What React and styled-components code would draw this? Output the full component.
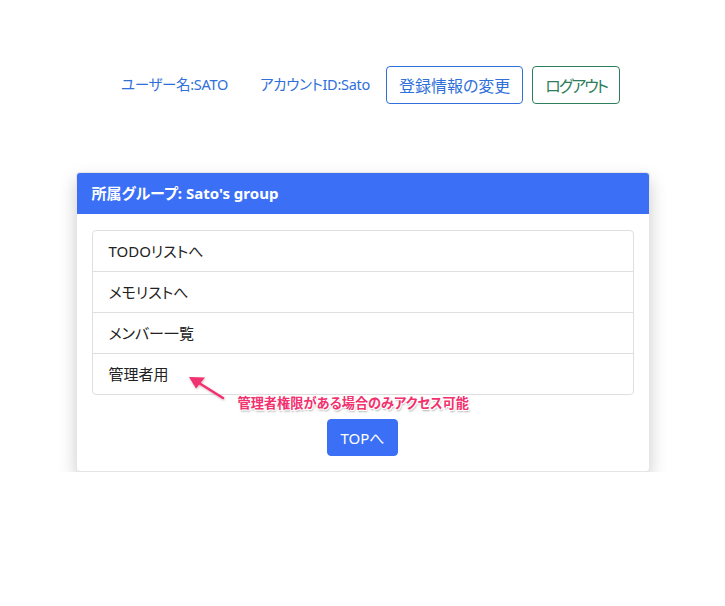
import React from "react";
import styled, { createGlobalStyle } from "styled-components";

const Global = createGlobalStyle`
  html, body { margin: 0; padding: 0; background: #fff; }
  body {
    font-family: "Noto Sans", "Noto Sans CJK JP", sans-serif;
    font-size: 16px;
    line-height: 1.5;
    color: #212529;
    font-feature-settings: "palt" 1;
  }
  * { box-sizing: border-box; }
  button { font-feature-settings: "palt" 1; }
`;

const Page = styled.div`
  display: flex;
  flex-direction: column;
  align-items: center;
  padding-top: 66px;
`;

const Nav = styled.nav`
  display: flex;
  align-items: center;
  justify-content: center;
  width: 100%;
`;

const NavLink = styled.a`
  display: block;
  padding: 7px 16px;
  color: #2f6fd9;
  font-size: 14.5px;
  letter-spacing: -0.3px;
  text-decoration: none;
  font-family: "Noto Sans", "Noto Sans CJK JP", sans-serif;
`;

const OutlineButton = styled.button`
  font-family: "Noto Sans CJK JP", sans-serif;
  font-size: 16px;
  line-height: 24px;
  padding: 6px 12px;
  height: 38px;
  background: #fff;
  border: 1px solid ${(p) => p.$color};
  color: ${(p) => p.$color};
  border-radius: 4px;
  margin-right: ${(p) => p.$mr || 0}px;
  letter-spacing: ${(p) => p.$ls || 0}px;
  white-space: nowrap;
  cursor: pointer;
`;

const Card = styled.div`
  width: 574px;
  margin-top: 68px;
  background: #fff;
  border: 1px solid rgba(0, 0, 0, 0.1);
  border-radius: 4px;
  box-shadow: 0 8px 18px rgba(0, 0, 0, 0.2);
`;

const CardHeader = styled.div`
  background: #3a6ff6;
  color: #fff;
  font-weight: 700;
  font-size: 15px;
  padding: 8px 15px;
  height: 41px;
  border-radius: 3px 3px 0 0;
  display: flex;
  align-items: center;
`;

const CardBody = styled.div`
  padding: 16px 15px 15px;
  display: flex;
  flex-direction: column;
  align-items: center;
`;

const ListGroup = styled.ul`
  position: relative;
  list-style: none;
  margin: 0;
  padding: 0;
  width: 100%;
  border: 1px solid #dfdfdf;
  border-radius: 4px;
`;

const ListItem = styled.li`
  padding: 0 16px;
  display: flex;
  align-items: center;
  font-size: 15px;
  color: #222;
  font-family: "Noto Sans", "Noto Sans CJK JP", sans-serif;
  border-top: ${(p) => (p.$first ? "none" : "1px solid #dfdfdf")};
  height: ${(p) => (p.$first ? 40 : 41)}px;
`;

const Note = styled.span`
  position: absolute;
  left: 145px;
  top: 162px;
  font-family: "Noto Sans CJK JP", sans-serif;
  font-size: 13.2px;
  font-weight: 700;
  color: #f2316f;
  white-space: nowrap;
  text-shadow: -1px -1px 0 #fff, 1px -1px 0 #fff, -1px 1px 0 #fff,
    1px 1px 0 #fff, 1px 2px 2px rgba(0, 0, 0, 0.35);
`;

const Arrow = styled.svg`
  position: absolute;
  left: 94px;
  top: 140px;
  overflow: visible;
`;

const PrimaryButton = styled.button`
  margin-top: 24px;
  font-family: "Noto Sans", "Noto Sans CJK JP", sans-serif;
  font-size: 15px;
  line-height: 24px;
  padding: 6px 12px;
  height: 37px;
  min-width: 69px;
  white-space: nowrap;
  background: #3a6ff6;
  color: #fff;
  border: 1px solid #3a6ff6;
  border-radius: 4px;
  cursor: pointer;
`;

export default function App() {
  return (
    <>
      <Global />
      <Page>
        <Nav>
          <NavLink>ユーザー名:SATO</NavLink>
          <NavLink>アカウントID:Sato</NavLink>
          <OutlineButton $color="#2f6fd9" $mr={9}>登録情報の変更</OutlineButton>
          <OutlineButton $color="#2e7d5b" $ls={-2}>ログアウト</OutlineButton>
        </Nav>
        <Card>
          <CardHeader>所属グループ: Sato's group</CardHeader>
          <CardBody>
            <ListGroup>
              <ListItem $first>TODOリストへ</ListItem>
              <ListItem>メモリストへ</ListItem>
              <ListItem>メンバー一覧</ListItem>
              <ListItem>管理者用</ListItem>
              <Arrow width="40" height="32" viewBox="0 0 40 32">
                <defs>
                  <filter id="sh" x="-20%" y="-20%" width="140%" height="140%">
                    <feDropShadow dx="0.5" dy="1" stdDeviation="0.8" floodColor="#000" floodOpacity="0.25" />
                  </filter>
                </defs>
                <g filter="url(#sh)">
                  <path d="M36 27 L12 12" stroke="#f2316f" strokeWidth="2.6" strokeLinecap="round" />
                  <path d="M2 6 L18 6.5 L9 17.5 Z" fill="#f2316f" />
                </g>
              </Arrow>
              <Note>管理者権限がある場合のみアクセス可能</Note>
            </ListGroup>
            <PrimaryButton>TOPへ</PrimaryButton>
          </CardBody>
        </Card>
      </Page>
    </>
  );
}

### Task brief
Give only the number of lines in the material above where the string "components" appears.

### Solution for this exercise
2